=== Instruction ===
Each line that holds the word "React" counts once; give the total number of such lines and nothing else.

=== Data for this task ===
-*-
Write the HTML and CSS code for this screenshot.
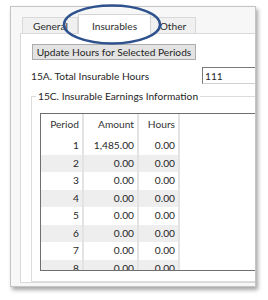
-*-
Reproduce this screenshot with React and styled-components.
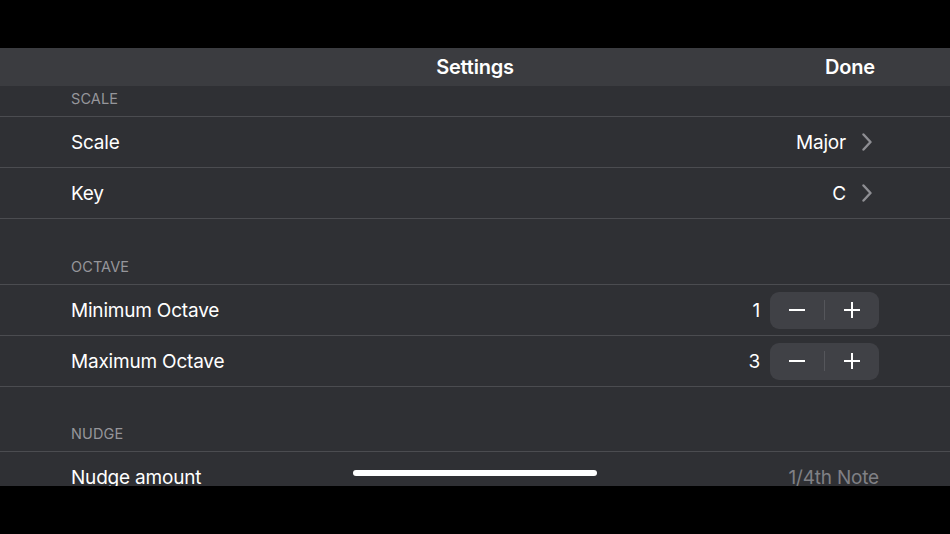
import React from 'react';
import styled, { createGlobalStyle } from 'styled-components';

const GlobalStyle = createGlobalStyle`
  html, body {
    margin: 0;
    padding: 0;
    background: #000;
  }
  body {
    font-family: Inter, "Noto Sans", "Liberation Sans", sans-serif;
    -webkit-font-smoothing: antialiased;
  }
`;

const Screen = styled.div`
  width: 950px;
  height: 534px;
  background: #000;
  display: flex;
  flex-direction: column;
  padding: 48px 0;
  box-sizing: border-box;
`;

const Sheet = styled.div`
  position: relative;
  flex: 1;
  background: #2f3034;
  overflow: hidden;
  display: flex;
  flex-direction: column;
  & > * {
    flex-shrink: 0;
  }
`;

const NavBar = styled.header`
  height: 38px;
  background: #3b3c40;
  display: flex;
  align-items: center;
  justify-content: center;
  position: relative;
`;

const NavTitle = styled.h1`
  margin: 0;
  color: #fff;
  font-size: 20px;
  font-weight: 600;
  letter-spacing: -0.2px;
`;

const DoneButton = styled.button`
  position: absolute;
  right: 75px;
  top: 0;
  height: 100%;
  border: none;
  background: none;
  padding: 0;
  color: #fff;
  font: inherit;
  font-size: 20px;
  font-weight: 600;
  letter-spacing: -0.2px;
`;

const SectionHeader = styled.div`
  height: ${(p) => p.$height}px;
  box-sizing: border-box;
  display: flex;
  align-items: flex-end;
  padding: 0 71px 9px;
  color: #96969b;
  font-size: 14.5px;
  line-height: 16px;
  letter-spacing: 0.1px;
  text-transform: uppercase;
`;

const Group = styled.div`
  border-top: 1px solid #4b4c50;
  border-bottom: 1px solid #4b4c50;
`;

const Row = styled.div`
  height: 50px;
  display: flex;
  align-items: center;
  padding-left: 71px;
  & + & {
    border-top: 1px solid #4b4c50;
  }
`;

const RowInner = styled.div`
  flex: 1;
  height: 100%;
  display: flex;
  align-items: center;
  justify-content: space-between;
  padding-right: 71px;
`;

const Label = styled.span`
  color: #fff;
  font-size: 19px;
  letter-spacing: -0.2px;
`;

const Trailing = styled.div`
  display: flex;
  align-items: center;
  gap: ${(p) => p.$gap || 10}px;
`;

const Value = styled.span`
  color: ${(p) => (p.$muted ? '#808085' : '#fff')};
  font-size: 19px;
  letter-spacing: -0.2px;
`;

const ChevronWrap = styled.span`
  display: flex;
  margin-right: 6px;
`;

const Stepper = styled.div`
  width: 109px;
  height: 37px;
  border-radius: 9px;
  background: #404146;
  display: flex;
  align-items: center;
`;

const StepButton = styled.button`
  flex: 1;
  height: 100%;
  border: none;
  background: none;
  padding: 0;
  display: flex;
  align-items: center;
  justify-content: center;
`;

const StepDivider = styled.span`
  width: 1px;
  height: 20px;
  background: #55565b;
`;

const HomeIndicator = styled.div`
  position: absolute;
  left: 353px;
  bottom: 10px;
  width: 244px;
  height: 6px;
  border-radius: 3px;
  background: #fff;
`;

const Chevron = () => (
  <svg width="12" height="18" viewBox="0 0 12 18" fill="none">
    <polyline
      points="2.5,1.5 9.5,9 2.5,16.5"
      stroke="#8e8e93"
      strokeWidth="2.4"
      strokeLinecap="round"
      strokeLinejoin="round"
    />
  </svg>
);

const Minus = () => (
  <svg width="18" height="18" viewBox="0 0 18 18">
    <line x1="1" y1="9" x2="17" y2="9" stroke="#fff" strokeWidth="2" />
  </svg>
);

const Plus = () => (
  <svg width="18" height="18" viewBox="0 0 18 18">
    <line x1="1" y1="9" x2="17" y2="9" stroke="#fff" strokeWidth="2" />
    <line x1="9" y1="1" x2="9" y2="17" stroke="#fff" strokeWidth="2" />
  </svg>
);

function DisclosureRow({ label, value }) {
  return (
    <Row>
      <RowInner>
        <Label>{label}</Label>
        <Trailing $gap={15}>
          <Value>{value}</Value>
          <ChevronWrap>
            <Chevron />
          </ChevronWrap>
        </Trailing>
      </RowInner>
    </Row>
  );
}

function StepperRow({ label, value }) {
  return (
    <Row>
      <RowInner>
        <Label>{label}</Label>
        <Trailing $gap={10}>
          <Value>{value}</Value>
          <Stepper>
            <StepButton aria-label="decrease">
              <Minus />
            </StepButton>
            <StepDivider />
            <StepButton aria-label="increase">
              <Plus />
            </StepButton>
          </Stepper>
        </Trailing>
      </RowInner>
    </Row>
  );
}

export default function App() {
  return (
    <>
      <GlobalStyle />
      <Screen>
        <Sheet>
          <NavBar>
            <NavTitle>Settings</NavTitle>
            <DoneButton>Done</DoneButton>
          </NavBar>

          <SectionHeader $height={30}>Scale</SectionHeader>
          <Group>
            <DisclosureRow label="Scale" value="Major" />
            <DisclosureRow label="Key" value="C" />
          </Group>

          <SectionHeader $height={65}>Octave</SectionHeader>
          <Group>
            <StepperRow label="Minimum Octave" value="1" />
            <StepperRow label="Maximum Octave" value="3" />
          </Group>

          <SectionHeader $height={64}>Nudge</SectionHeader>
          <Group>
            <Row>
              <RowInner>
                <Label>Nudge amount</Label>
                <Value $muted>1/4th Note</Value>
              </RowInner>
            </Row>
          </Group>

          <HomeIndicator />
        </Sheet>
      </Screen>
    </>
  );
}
-*-
=== Exercise answer ===
2